* [Task details] Find the word "React" in the material below and gather every line that contains it.

* [Recorded information]

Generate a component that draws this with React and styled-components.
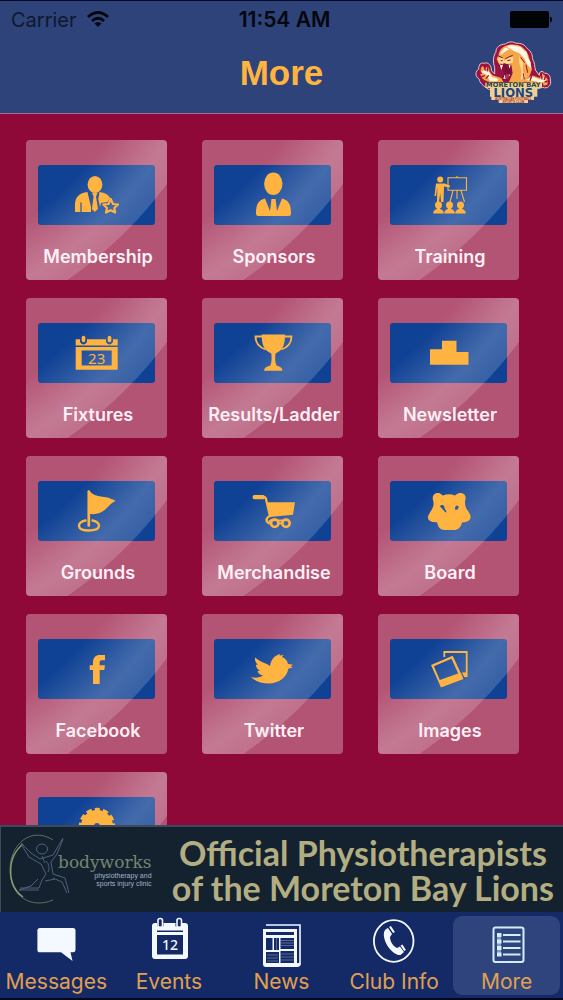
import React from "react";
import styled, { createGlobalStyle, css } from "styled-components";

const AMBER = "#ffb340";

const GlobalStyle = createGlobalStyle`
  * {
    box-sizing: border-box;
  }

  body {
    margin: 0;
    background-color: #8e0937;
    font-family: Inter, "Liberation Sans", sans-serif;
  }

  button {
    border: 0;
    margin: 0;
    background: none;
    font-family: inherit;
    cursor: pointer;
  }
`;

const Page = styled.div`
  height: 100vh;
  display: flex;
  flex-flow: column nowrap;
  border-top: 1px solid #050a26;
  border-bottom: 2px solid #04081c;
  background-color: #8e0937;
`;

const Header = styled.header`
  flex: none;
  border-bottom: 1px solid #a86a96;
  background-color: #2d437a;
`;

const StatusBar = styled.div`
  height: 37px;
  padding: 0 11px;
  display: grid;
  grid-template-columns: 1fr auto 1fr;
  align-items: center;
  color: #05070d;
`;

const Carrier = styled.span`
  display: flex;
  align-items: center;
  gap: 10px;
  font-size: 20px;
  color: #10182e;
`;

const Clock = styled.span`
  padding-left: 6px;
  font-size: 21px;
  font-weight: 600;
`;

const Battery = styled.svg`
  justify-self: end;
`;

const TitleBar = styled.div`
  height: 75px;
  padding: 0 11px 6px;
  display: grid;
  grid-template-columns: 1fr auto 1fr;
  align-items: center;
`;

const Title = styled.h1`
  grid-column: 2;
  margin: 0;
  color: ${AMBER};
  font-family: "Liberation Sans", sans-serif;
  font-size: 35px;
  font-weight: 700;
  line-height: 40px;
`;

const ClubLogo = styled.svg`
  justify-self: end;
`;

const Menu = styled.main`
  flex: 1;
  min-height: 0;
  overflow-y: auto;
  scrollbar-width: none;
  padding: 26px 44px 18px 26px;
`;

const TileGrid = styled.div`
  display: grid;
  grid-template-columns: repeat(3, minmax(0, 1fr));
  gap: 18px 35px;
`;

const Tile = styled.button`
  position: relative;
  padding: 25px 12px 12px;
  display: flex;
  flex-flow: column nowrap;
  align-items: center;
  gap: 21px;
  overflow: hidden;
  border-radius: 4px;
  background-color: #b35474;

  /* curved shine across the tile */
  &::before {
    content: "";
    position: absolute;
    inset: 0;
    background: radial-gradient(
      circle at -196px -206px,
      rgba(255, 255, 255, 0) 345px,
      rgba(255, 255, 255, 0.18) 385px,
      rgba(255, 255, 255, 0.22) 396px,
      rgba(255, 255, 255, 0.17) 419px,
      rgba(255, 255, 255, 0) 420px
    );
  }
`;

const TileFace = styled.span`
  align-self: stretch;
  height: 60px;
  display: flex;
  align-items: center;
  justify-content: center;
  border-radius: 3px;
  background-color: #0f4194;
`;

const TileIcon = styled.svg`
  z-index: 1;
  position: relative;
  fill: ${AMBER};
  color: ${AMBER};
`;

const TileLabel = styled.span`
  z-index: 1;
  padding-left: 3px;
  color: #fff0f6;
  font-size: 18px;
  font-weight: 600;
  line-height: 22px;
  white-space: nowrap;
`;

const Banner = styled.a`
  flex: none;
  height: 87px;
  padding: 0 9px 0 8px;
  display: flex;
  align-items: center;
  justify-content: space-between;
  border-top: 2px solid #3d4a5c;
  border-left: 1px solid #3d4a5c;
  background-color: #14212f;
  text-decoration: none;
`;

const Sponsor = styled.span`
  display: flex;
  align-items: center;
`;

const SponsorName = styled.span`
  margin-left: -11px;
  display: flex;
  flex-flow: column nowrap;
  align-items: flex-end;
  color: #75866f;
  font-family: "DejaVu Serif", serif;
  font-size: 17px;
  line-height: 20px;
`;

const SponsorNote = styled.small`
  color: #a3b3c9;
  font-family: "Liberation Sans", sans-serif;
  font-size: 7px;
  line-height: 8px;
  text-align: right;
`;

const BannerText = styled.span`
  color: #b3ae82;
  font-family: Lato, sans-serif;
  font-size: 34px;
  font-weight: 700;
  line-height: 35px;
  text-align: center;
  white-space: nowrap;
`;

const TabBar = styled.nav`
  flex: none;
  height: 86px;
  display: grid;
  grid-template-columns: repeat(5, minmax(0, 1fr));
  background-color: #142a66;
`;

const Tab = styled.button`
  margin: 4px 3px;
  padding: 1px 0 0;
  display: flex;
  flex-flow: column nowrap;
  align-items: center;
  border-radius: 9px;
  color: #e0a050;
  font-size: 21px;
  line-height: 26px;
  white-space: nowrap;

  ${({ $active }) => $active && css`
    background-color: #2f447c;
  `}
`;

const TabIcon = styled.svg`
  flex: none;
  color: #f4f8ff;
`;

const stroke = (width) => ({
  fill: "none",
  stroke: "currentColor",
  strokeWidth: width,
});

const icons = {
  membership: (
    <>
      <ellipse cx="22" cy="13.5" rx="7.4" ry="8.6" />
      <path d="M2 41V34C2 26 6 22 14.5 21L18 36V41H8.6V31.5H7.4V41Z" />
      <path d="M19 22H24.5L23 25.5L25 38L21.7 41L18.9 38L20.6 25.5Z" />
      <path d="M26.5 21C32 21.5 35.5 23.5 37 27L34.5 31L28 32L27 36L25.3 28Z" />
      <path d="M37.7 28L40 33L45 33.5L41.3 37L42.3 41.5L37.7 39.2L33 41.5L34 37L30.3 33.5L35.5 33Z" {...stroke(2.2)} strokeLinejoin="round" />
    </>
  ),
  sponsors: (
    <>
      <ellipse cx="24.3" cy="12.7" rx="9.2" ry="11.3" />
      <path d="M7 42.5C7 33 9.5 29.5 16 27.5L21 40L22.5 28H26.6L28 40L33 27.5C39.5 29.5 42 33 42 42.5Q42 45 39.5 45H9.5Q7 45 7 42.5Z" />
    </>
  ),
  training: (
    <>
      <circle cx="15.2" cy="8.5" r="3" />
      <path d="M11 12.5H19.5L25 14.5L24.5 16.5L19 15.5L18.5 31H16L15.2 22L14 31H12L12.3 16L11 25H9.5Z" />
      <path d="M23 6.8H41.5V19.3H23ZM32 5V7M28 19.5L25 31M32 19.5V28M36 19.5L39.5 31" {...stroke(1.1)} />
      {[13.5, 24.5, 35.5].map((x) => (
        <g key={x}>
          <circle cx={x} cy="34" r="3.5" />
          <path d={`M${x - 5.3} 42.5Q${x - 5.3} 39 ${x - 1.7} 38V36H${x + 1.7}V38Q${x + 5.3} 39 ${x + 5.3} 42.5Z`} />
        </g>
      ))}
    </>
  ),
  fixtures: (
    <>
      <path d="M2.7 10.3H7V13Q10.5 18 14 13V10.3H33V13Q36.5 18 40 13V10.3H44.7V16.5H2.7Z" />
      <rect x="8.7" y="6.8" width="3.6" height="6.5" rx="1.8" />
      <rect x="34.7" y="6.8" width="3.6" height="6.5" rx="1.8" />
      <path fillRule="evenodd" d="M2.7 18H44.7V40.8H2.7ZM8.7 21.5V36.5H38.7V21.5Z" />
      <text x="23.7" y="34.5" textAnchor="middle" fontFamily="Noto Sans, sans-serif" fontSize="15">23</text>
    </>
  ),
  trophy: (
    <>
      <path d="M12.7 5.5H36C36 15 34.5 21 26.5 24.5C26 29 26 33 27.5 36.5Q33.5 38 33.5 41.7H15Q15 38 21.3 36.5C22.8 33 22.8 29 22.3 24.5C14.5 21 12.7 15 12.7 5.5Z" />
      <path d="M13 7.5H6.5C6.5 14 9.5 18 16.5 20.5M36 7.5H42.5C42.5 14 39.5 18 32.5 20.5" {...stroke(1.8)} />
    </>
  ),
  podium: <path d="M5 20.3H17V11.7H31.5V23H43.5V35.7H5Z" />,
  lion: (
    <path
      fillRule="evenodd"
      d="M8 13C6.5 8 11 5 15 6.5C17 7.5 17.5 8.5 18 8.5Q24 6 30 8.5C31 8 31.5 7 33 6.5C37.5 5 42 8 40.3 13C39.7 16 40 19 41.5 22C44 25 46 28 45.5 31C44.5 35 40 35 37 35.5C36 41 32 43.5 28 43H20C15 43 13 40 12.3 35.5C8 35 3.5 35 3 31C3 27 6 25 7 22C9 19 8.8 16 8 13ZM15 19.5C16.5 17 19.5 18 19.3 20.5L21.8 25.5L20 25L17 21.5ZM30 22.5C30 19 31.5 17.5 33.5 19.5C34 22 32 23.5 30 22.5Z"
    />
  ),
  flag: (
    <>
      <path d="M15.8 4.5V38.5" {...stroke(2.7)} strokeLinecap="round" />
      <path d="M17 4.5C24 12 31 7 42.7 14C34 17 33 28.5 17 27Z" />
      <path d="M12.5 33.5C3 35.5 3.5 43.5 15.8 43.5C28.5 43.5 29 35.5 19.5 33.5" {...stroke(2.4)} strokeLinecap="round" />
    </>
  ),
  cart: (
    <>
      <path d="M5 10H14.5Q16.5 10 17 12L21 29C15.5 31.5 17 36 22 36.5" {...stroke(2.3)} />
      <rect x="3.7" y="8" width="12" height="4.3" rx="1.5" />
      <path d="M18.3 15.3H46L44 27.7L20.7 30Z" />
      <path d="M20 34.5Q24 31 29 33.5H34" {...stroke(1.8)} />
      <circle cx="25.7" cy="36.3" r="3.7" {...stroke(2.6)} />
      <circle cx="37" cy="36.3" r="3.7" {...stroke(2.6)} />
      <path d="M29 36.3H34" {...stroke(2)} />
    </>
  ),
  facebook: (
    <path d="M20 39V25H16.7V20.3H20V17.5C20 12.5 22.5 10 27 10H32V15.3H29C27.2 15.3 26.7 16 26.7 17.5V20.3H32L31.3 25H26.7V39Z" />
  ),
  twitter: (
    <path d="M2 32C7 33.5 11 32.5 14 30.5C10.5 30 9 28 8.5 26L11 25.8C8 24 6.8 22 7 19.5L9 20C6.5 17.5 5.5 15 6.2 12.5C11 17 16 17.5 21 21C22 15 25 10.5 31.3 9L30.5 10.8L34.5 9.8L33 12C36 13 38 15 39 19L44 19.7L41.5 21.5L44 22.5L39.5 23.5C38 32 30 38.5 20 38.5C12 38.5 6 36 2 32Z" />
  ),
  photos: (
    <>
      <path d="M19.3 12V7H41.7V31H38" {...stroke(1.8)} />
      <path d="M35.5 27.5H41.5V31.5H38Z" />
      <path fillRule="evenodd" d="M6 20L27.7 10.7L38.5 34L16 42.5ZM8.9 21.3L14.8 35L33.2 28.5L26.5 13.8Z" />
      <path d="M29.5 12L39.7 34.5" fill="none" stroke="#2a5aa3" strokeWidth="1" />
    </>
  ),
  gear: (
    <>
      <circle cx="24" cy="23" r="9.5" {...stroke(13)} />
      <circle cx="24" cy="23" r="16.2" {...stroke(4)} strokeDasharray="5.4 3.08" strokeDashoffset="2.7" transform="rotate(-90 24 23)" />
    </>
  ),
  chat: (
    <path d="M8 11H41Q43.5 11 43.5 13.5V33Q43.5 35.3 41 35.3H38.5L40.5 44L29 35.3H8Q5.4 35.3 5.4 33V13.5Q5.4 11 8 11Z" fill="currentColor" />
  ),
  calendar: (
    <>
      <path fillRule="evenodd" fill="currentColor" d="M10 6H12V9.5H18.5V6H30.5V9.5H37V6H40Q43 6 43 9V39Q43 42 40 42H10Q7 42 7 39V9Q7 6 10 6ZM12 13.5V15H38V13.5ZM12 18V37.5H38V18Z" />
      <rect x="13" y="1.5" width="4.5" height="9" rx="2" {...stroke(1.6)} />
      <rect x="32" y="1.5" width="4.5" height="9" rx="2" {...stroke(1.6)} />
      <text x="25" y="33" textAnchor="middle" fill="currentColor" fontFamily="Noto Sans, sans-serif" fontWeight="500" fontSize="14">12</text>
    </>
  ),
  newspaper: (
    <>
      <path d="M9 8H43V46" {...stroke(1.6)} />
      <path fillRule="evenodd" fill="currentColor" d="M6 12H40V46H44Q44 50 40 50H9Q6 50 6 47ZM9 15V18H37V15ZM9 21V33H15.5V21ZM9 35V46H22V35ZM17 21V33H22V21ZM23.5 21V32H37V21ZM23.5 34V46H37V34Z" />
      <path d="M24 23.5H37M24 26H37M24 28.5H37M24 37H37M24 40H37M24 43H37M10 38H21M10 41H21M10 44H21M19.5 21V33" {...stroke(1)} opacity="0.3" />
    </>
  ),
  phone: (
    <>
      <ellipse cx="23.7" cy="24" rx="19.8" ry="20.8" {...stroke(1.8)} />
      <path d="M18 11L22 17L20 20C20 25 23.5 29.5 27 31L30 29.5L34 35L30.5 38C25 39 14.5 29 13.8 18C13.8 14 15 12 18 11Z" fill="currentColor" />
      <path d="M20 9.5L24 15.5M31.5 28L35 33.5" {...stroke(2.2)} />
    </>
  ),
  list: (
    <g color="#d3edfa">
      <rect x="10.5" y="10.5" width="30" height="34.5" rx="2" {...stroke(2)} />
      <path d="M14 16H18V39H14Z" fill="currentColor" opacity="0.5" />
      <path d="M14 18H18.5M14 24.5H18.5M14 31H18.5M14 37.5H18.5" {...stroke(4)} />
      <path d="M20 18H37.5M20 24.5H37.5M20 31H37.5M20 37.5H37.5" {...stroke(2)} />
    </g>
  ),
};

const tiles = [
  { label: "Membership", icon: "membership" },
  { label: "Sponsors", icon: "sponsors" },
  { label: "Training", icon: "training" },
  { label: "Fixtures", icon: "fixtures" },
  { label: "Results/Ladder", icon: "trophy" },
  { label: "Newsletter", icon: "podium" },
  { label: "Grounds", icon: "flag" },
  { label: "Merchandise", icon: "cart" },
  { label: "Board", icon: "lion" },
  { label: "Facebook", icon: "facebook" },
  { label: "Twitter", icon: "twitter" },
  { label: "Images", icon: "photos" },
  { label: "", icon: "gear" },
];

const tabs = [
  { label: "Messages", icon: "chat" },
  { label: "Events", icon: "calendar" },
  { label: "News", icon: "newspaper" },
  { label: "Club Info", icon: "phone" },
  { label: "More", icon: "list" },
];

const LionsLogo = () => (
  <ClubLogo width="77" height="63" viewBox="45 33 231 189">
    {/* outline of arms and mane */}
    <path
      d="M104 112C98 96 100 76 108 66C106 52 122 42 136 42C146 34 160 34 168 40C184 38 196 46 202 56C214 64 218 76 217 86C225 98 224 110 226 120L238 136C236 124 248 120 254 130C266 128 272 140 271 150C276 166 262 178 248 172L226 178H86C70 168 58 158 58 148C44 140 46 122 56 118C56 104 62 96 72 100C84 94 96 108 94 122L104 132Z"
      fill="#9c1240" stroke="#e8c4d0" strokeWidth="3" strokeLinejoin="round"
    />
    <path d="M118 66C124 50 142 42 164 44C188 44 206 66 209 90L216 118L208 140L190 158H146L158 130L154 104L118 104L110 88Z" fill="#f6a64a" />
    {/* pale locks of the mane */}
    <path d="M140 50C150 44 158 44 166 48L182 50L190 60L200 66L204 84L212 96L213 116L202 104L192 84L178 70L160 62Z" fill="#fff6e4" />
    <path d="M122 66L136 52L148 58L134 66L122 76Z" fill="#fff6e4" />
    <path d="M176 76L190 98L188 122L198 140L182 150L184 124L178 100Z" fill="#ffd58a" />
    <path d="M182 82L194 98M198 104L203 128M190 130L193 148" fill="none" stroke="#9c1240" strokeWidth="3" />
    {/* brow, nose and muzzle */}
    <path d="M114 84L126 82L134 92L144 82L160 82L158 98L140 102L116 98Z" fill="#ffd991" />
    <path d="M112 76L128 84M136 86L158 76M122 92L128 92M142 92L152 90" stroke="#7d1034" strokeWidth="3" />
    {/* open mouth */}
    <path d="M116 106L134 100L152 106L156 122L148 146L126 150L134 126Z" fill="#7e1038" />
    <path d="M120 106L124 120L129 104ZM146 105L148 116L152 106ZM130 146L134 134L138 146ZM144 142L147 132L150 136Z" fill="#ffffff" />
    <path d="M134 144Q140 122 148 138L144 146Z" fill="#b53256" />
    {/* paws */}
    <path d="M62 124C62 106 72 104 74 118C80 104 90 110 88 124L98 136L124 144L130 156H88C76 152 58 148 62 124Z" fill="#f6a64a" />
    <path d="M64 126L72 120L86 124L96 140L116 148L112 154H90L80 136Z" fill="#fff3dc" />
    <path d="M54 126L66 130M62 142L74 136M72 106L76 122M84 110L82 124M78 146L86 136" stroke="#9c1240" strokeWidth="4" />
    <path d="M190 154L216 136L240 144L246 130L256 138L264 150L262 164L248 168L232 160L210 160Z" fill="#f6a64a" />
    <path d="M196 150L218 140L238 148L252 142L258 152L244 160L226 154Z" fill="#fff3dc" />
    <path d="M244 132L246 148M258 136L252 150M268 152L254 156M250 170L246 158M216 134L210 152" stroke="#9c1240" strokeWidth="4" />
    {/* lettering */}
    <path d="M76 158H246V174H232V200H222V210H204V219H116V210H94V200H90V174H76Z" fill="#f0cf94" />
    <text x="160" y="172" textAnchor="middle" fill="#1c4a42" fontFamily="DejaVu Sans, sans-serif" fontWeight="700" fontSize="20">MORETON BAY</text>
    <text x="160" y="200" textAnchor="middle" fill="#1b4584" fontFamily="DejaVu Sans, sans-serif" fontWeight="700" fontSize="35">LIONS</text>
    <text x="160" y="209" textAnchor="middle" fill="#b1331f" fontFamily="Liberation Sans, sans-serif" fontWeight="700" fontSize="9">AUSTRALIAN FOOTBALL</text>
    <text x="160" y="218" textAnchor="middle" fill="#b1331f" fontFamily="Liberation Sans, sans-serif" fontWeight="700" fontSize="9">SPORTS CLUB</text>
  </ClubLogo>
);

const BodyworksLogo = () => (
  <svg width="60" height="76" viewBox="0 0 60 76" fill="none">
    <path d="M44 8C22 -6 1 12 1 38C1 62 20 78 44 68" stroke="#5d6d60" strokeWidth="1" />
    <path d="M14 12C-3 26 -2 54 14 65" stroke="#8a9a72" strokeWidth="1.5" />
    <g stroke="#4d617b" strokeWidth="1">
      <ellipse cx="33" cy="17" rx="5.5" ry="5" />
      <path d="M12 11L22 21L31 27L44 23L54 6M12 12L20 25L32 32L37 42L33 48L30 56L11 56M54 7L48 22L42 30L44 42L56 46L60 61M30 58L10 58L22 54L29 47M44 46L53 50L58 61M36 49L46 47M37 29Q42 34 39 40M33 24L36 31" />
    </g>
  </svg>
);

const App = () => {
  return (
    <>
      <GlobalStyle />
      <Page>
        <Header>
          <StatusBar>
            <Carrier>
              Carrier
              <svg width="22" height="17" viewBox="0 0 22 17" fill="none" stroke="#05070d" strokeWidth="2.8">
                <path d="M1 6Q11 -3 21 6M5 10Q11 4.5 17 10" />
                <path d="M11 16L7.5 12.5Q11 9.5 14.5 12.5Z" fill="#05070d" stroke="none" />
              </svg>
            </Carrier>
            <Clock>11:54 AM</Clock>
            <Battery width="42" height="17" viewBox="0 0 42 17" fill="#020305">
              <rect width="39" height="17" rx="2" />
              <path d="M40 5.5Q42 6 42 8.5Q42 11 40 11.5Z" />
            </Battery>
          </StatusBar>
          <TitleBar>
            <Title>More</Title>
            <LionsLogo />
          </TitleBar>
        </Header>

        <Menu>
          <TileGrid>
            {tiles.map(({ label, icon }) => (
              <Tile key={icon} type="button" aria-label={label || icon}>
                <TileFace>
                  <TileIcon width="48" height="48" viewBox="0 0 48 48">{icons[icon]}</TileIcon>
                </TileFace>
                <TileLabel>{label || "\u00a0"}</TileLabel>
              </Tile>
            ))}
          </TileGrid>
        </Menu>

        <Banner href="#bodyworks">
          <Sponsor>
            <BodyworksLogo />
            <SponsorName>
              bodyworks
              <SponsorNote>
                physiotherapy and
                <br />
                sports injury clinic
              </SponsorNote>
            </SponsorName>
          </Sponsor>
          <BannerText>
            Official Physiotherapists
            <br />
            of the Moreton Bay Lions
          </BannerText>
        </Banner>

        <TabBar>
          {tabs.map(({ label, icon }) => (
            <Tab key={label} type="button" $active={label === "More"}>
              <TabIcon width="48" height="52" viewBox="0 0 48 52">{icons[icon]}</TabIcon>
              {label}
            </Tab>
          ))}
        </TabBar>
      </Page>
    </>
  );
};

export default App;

* [Written response]
Generate a component that draws this with React and styled-components.
import React from "react";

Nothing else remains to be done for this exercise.